White Chocolate Ganache
- In a medium size microwave safe bowl, stir together the white chocolate, heavy cream, and salt.
- Microwave for 20 seconds, and stir.
- Continue microwaving in 10 second intervals, stirring well each time until smooth.
- Cover ganache with plastic wrap and set ganache aside to cool until set. This can take hours, so make the ganache far enough in advance to allow time for it to set.
- Combine cranberries, sugar, water, orange juice, and cinnamon in a small sauce pan and cook over medium high heat until the berries have begun to burst.
- Turn the stove down to medium heat, and use a wooden spoon to mash the berries while they simmer for 2-3 minutes.
- In a small bowl, combine the cornstarch and remaining water, and then pour in to the sauce pan with the filling while stirring. Cook until the filling has thickened.
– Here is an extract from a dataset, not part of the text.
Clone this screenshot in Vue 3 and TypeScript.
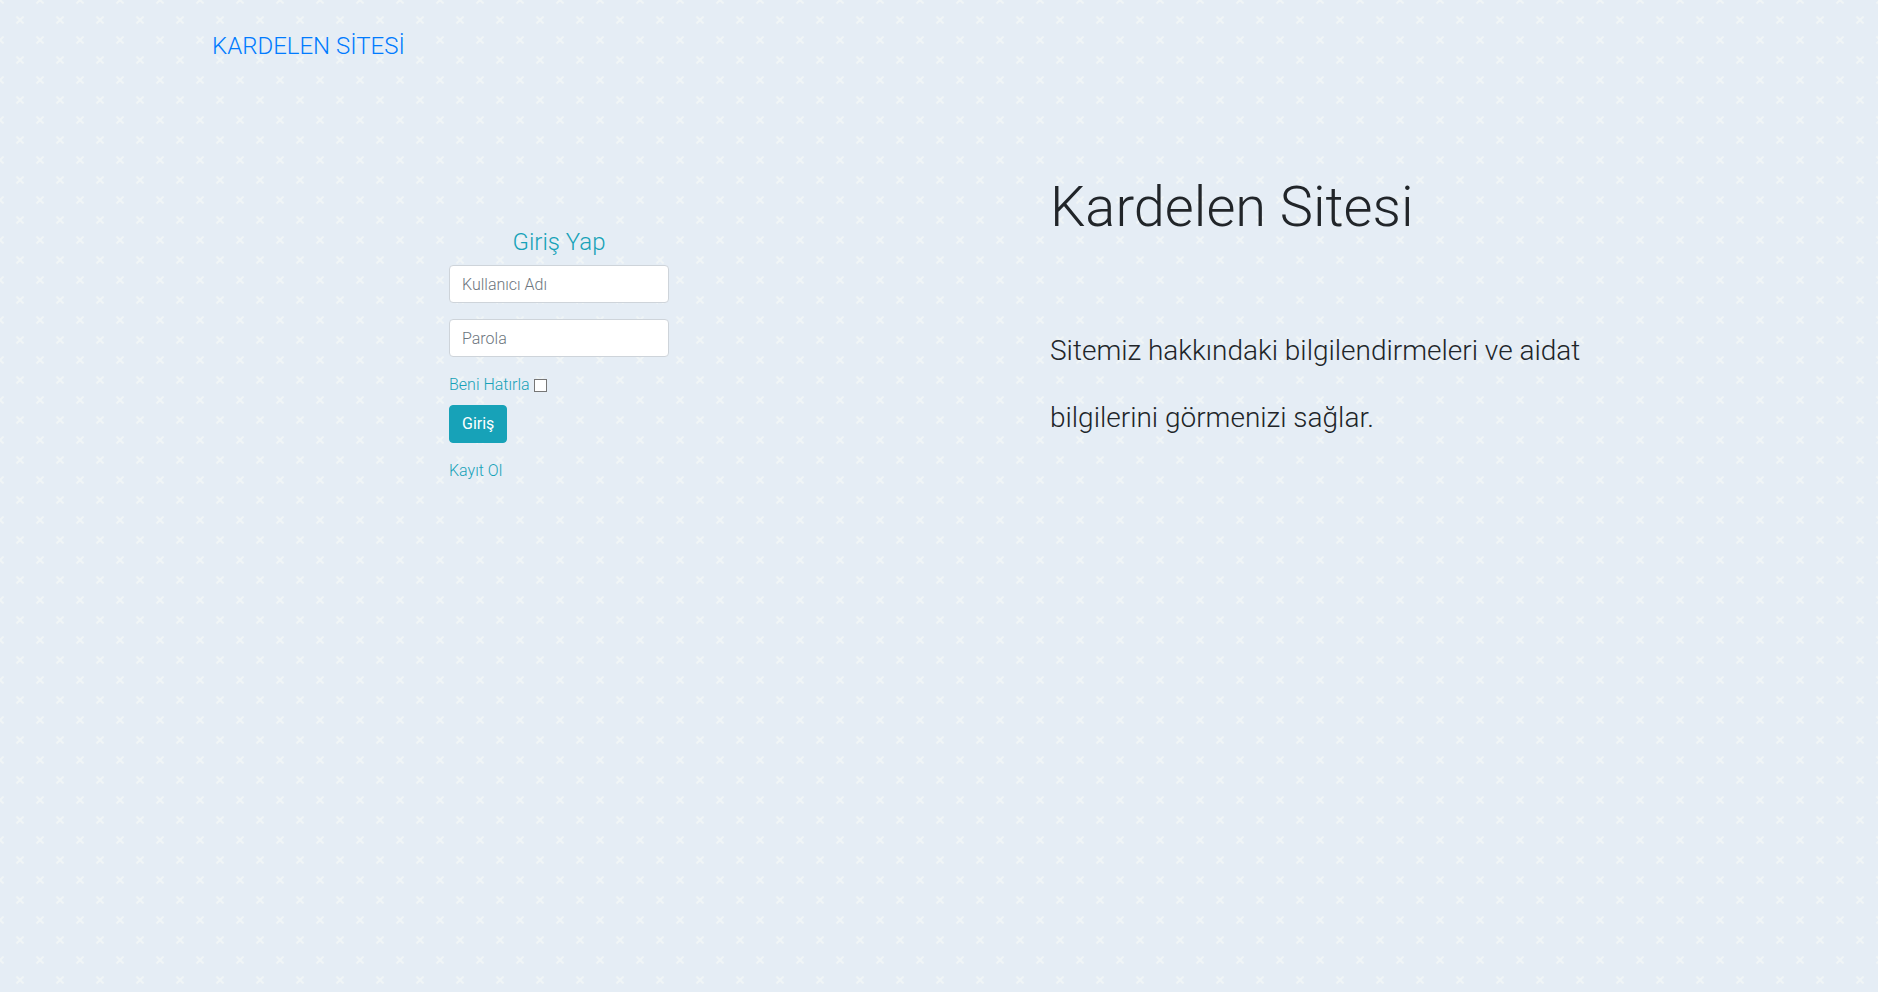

- Cool in fridge until chilled.
- Match each shell with a partner shell of equal size.
- Wait to fill macarons until both the white chocolate ganache and the cranberry filling are no longer warm and have set. Using a piping bag with a round piping tip (Wilton #12 or #10 size), pipe a border of white chocolate ganache on one shell in each pair.
- Fill the center of the white chocolate ganache border with the cranberry filling. A quick way to do this is to place the filling in a ziploc bag, and then cut off a corner of the bag and use it to pipe the filling.
- Gently sandwich the matched shell on top to complete your macaron.
- Refrigerate in an airtight container for 24 hours to allow the macarons to “mature” and fully develop their flavor and texture. Eat within 3-4 days. Enjoy!